The Debbie Downer files
A disrespectful subordinate and a failed attempt at addressing it
I had a short discussion with Catherine about her curtness, her perhaps lack of respect, and being difficult with the new office purchases and arrangements. She mainly said she disagreed with me and then rolled her eyes. Things have been icy in the office since then.
Being told to improve your presentation skills
I’ve been told I have to step up and improve my presentation skills and raise my profile. I have no idea what that means.
A lack of confidence in EQ
I have a complete lack of confidence in my emotional intelligence. I doubt I have much of it, but whether I do or not, I don’t think I do. I tend to irritate people more than I should and I believe many find me intimidating.
The lonely legacy of a bad experience
I see the world as a hard place because of my experience of being sacked previously. I feel on my own with this and it’s up to me to get myself out of this rut. I need a mentor, but I don’t want to dump too much heavy stuff on anyone. I feel I can’t get down and be myself and experience all my honest emotions because there’s no-one there to pick me back up.
Social anxiety and a fear of rejection
I freeze and can’t think clearly in social situations (talking about a work conference). I am very interested in others, what they’ve been up to and their thoughts. But I’m terrified of people leaving my conversations or saying something like “hurry up, what’s your point?” So I struggle to start and worry about being too intense. And I don’t really like confrontation either.
Gosh! Don’t you feel for them? This kind of negative self-talk is completely ordinary. As are the scenarios they describe.
The Talented Tamara turn arounds
Now I only wish I’d kept a file of all their corresponding successes. Those Talented Tamara turn arounds. I have one from only yesterday. I’ll make it #1 on my new successes file.
This leader started out as a Debbie Downer. She felt trapped and constrained by her boss. And then, through our session, she remembered:
- She’d stopped networking. That’s easy to do when you’re walking the black dog on your own.
- There was scope for her to craft her job. That was something she hadn’t thought of.

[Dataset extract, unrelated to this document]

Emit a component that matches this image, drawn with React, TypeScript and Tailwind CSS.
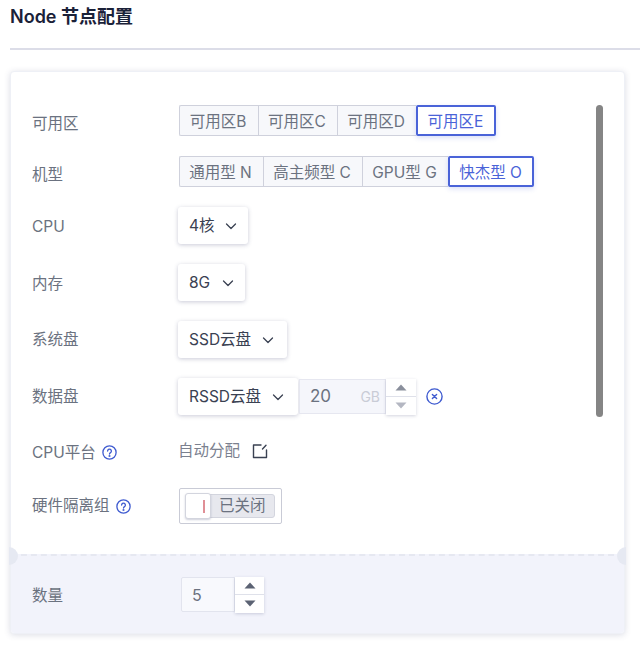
import React from "react";

const font = { fontFamily: '"Inter","Noto Sans CJK SC",sans-serif' };

function Chevron() {
  return (
    <svg width="12" height="12" viewBox="0 0 12 12" fill="none" stroke="#3a4152" strokeWidth="1.3" strokeLinecap="round" strokeLinejoin="round">
      <path d="M1.5 4l4.5 4.5L10.5 4" />
    </svg>
  );
}

function Help() {
  return (
    <svg width="15" height="15" viewBox="0 0 15 15" fill="none" stroke="#3f5bd0" strokeWidth="1.3" strokeLinecap="round">
      <circle cx="7.5" cy="7.5" r="6.6" />
      <path d="M5.6 6a1.9 1.9 0 1 1 2.9 1.6c-.6.4-1 .7-1 1.4" />
      <circle cx="7.5" cy="11" r=".4" fill="#3f5bd0" />
    </svg>
  );
}

function Row({ label, children, help, h, mb, labelPt = "pt-[2px]" }: { label: string; children: React.ReactNode; help?: boolean; h: string; mb: string; labelPt?: string }) {
  return (
    <div className={`flex items-center ${h} ${mb}`}>
      <div className={`w-[147px] shrink-0 flex items-center gap-[6px] text-[15.5px] text-[#6b7280] ${labelPt}`}>
        {label}
        {help && <Help />}
      </div>
      {children}
    </div>
  );
}

function Segments({ items, active }: { items: { t: string; w: string }[]; active: number }) {
  return (
    <div className="flex h-[31px]">
      {items.map((it, i) =>
        i === active ? (
          <div key={it.t} className={`${it.w} flex items-center justify-center pt-[3px] pr-[1px] border-2 border-[#4a63d8] rounded-[2px] bg-white text-[#4a63d8] text-[15.5px] shadow-[0_2px_5px_rgba(74,99,216,0.2)]`}>
            {it.t}
          </div>
        ) : (
          <div key={it.t} className={`${it.w} flex items-center justify-center pt-[3px] pr-[2px] border border-[#cfd1dc] border-r-0 bg-[#f7f8fb] text-[#6b7280] text-[15.5px] first:rounded-l-[2px]`}>
            {it.t}
          </div>
        )
      )}
    </div>
  );
}

function Select({ text, w, gap }: { text: string; w: string; gap: string }) {
  return (
    <div className={`${w} h-[37px] -ml-px flex items-center pl-[11px] ${gap} rounded-[3px] bg-white text-[#3a4152] text-[15.5px] shadow-[0_1px_4px_rgba(60,66,110,0.28)]`}>
      <span>{text}</span>
      <Chevron />
    </div>
  );
}

function Tri({ up, color }: { up?: boolean; color: string }) {
  return (
    <svg width="12" height="7" viewBox="0 0 12 7" fill={color}>
      <path d={up ? "M6 0.5L11.5 6.5H0.5z" : "M6 6.5L0.5 0.5H11.5z"} />
    </svg>
  );
}

function Stepper({ w, h, dim }: { w: string; h: string; dim?: boolean }) {
  return (
    <div className={`${w} ${h} flex flex-col bg-white shadow-[0_1px_3px_rgba(60,66,110,0.22)]`}>
      <div className="flex-1 flex items-center justify-center border-b border-[#dfe1ea]">
        <Tri up color={dim ? "#8a8f9c" : "#5b6273"} />
      </div>
      <div className="flex-1 flex items-center justify-center">
        <Tri color={dim ? "#b4b7c2" : "#5b6273"} />
      </div>
    </div>
  );
}

export default function App() {
  return (
    <div className="w-[640px] h-[646px] bg-white overflow-hidden pl-[10px]" style={font}>
      <h1 className="pt-[6px] h-[48px] text-[18px] leading-[22px] font-semibold text-[#1a2138]">Node 节点配置</h1>
      <div className="h-[2px] bg-[#dcdde8]" />
      <div className="relative mt-[21px] w-[615px] h-[563px] rounded-[4px] bg-white border border-[#eef0f6] shadow-[0_1px_6px_rgba(60,66,110,0.18)] flex flex-col">
        <div className="flex-1 pl-[21px] pt-[33px] relative">
          <Row label="可用区" h="h-[31px]" mb="mb-[20px]" labelPt="pt-[6px]">
            <Segments
              active={3}
              items={[
                { t: "可用区B", w: "w-[79px]" },
                { t: "可用区C", w: "w-[79px]" },
                { t: "可用区D", w: "w-[79px]" },
                { t: "可用区E", w: "w-[80px]" },
              ]}
            />
          </Row>
          <Row label="机型" h="h-[31px]" mb="mb-[20px]" labelPt="pt-[6px]">
            <Segments
              active={3}
              items={[
                { t: "通用型 N", w: "w-[84px]" },
                { t: "高主频型 C", w: "w-[99px]" },
                { t: "GPU型 G", w: "w-[86px]" },
                { t: "快杰型 O", w: "w-[86px]" },
              ]}
            />
          </Row>
          <Row label="CPU" h="h-[37px]" mb="mb-[20px]" labelPt="pt-[3px]">
            <Select text="4核" w="w-[70px]" gap="gap-[10px]" />
          </Row>
          <Row label="内存" h="h-[37px]" mb="mb-[20px]" labelPt="pt-[3px]">
            <Select text="8G" w="w-[67px]" gap="gap-[12px]" />
          </Row>
          <Row label="系统盘" h="h-[37px]" mb="mb-[20px]" labelPt="pt-0">
            <Select text="SSD云盘" w="w-[109px]" gap="gap-[11px]" />
          </Row>
          <Row label="数据盘" h="h-[37px]" mb="mb-[19px]" labelPt="pt-0">
            <Select text="RSSD云盘" w="w-[120px]" gap="gap-[11px]" />
            <div className="ml-[1px] w-[87px] h-[35px] flex items-center justify-between pl-[10px] pr-[5px] bg-[#f5f6fb] border border-[#e6e7f0] text-[#6b7280]">
              <span className="text-[17px]">20</span>
              <span className="text-[14px] text-[#c9ccd6]">GB</span>
            </div>
            <Stepper w="w-[30px]" h="h-[36px]" dim />
            <svg className="ml-[10px]" width="17" height="17" viewBox="0 0 17 17" fill="none" stroke="#3f5bd0" strokeWidth="1.4" strokeLinecap="round">
              <circle cx="8.5" cy="8.5" r="7.6" />
              <path d="M6.4 6.4l4.2 4.2M10.6 6.4l-4.2 4.2" />
            </svg>
          </Row>
          <Row label="CPU平台" help h="h-[36px]" mb="mb-[18px]" labelPt="pt-[1px]">
            <div className="flex items-center gap-[12px] -ml-px text-[15.5px] text-[#7b818f] -mt-[2px]">
              自动分配
              <svg width="16" height="16" viewBox="0 0 16 16" fill="none" stroke="#3a4152" strokeWidth="1.4" strokeLinecap="round" strokeLinejoin="round">
                <path d="M9 2H1.5v12.5h13V7" />
                <path d="M10.5 6L14 2.2" />
              </svg>
            </div>
          </Row>
          <Row label="硬件隔离组" help h="h-[36px]" mb="mb-0" labelPt="pt-0">
            <div className="w-[103px] h-[36px] border border-[#c9cbd6] rounded-[2px] flex items-center pl-[5px]">
              <div className="relative w-[90px] h-[24px] rounded-[3px] bg-[#e7e8ee] border border-[#d3d5de] flex items-center">
                <div className="w-[26px] h-[26px] -ml-px rounded-[3px] bg-white border border-[#d3d5de] shadow-[0_1px_2px_rgba(60,66,110,0.25)] flex items-center justify-end pr-[5px]">
                  <div className="w-[2px] h-[13px] bg-[#e08f96]" />
                </div>
                <span className="ml-[8px] text-[15.5px] text-[#6b7280]">已关闭</span>
              </div>
            </div>
          </Row>
          <div className="absolute right-[21px] top-[33px] w-[7px] h-[312px] rounded-full bg-[#858585]" />
        </div>
        <div className="relative h-[79px] shrink-0 bg-[#f2f3fb] border-t-2 border-dashed border-[#e6e8f1] pl-[21px] flex items-center rounded-b-[4px]">
          <div className="w-[149px] shrink-0 pt-[2px] text-[15.5px] text-[#6b7280]">数量</div>
          <div className="w-[54px] h-[35px] flex items-center pl-[10px] bg-[#f8f9fd] border border-[#e2e4ee] text-[16px] text-[#6b7280] rounded-l-[2px]">5</div>
          <Stepper w="w-[29px]" h="h-[36px]" />
          <div className="absolute -left-[2px] -top-[9px] w-[9px] h-[18px] rounded-r-full bg-[#e6e9f2]" />
          <div className="absolute -right-[2px] -top-[9px] w-[9px] h-[18px] rounded-l-full bg-[#e6e9f2]" />
        </div>
      </div>
    </div>
  );
}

- She could change the focus of her 1-1s. She’d been trying to hold the whole team in mind and balance everyone’s needs all at once. That’s fine until she realised she’d hadn’t first focussed on who she was with in the moment. It’s an odd thing to lose sight of. But she lit up when she remembered.
Reclaiming your rizz
We’ve yet to see the results. But in one short hour, she went from being a Debbie Downer who’d lost her mojo to a Talented Tamara reclaiming her rizz and sitting up that much straighter.